This is where we step in. At the Abu Dhabi Music & Arts Foundation we have made it our mission to leverage the power of culture to foster our youth’s creativity and, ultimately, create a society of knowledge and imagination. In our education programmes, we see daily how art shapes minds, skills and economies. The creative process cultivates capacities that every future-ready nation needs: critical thinking, problem-solving, resilience and empathy.
But art is more than just skills. It is a way of seeing. The goal is not to make everyone an artist, but to help everyone think like one: to question assumptions, to imagine alternatives, to embrace the unknown instead of clinging to repetition. Daniel Pink said: “The new MBA is the MFA”. In tomorrow’s economy, leadership will belong to those who combine analytical intelligence with creative intuition.
Research in the United States shows that schools offering strong arts programmes record five to 10 per cent higher attendance and lower dropout rates. Art, like sport, is an entry point into education. Fewer children left behind automatically expands our talent pool across all fields, not just the arts.
That is why ADMAF has always placed education at the heart of its mission. Through initiatives such as Festival in Focus, Festival Academy, Young Media Leaders and the ADMAF Awards, we work hand in hand with schools and universities to make art and creativity more than just an extracurricular activity. It is a way of learning. Some see art as peripheral to education; we know culture is integral to education. Our programmes give young people artistic, emotional and intellectual tools to collaborate and communicate better, because art teaches us to work together and share vision.
Our education programmes have shown us how creativity transforms into confidence, and that becomes contagious. Once the joy of creating is released, it feeds the ecosystem to create more.
Above all, culture as a tool for education has a superpower: art plays well with others. Culture draws from science, fashion, technology and society to keep creating. This allows students to experiment first-hand, and from an early age, the cornerstone of all innovations in science and technology: interdisciplinary thinking and cross-pollination.
Last, but certainly not least, art gives wings to the imagination – particularly in science and technology – because it allows us to unlearn. Education systems based on repetition and compliance do not move knowledge forward. To create new advances in science, we must first unlearn what limits us. To pioneer is to choose to ignore constraints and imagine a better world on the other side of the rainbow. Art teaches that courage and sense of reinvention.

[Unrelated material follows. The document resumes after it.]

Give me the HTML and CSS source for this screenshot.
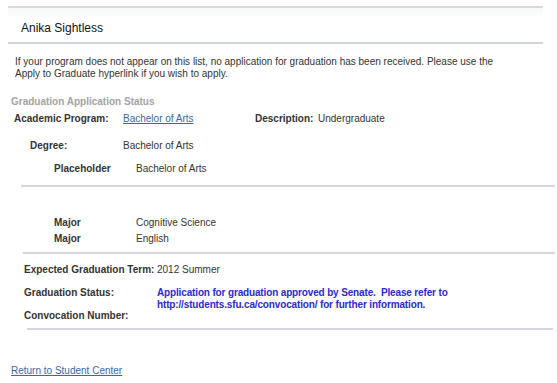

Our Founding Father, the late Sheikh Zayed bin Sultan Al Nahyan, said that “a country is not measured by the size of its area on the map, but by its heritage and culture.” His words remain our compass. Art and culture are not afterthoughts for development. They are where it all begins.

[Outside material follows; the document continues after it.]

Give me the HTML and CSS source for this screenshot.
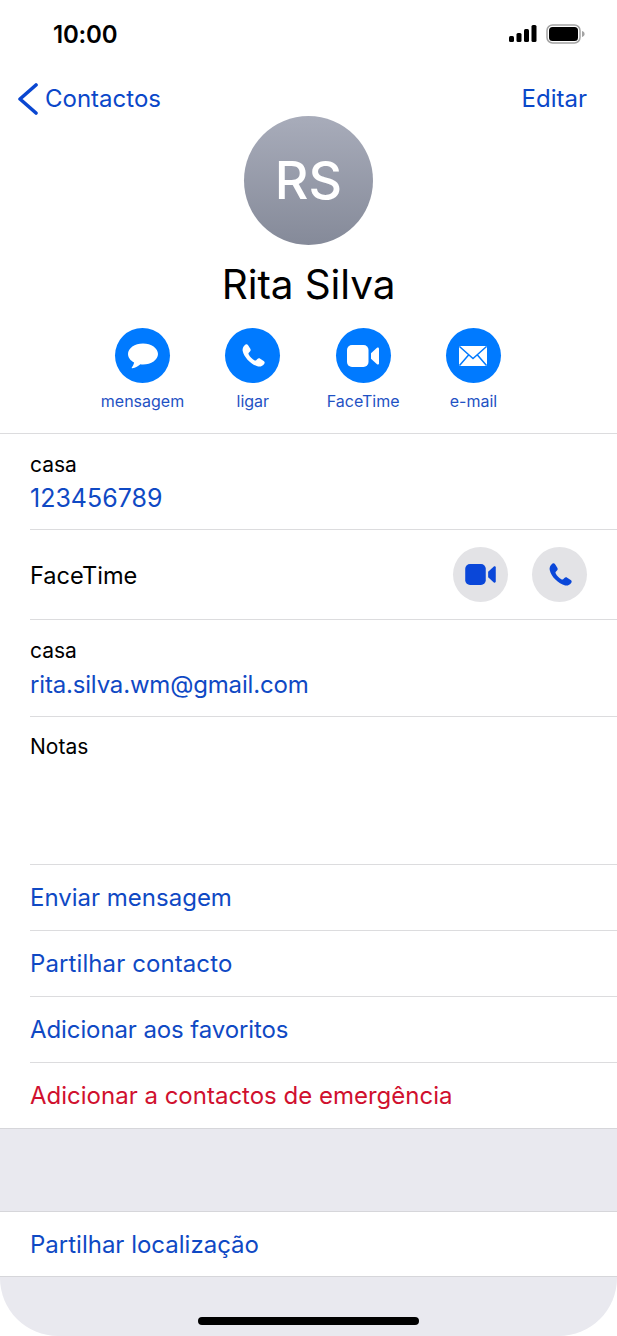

The Abu Dhabi Music & Arts Foundation was created to serve that vision. Our leadership has charted that course for it to become reality. It is now for us – the civil society – to act accordingly: to start seeing art not as cost but as investment; to make art an active partner to education, not a sidekick. If we do this, art and culture will become the roaring engines of the future economy and, beyond that, the foundation of a creative civilisation that will, all over the world, “make hearts sing”.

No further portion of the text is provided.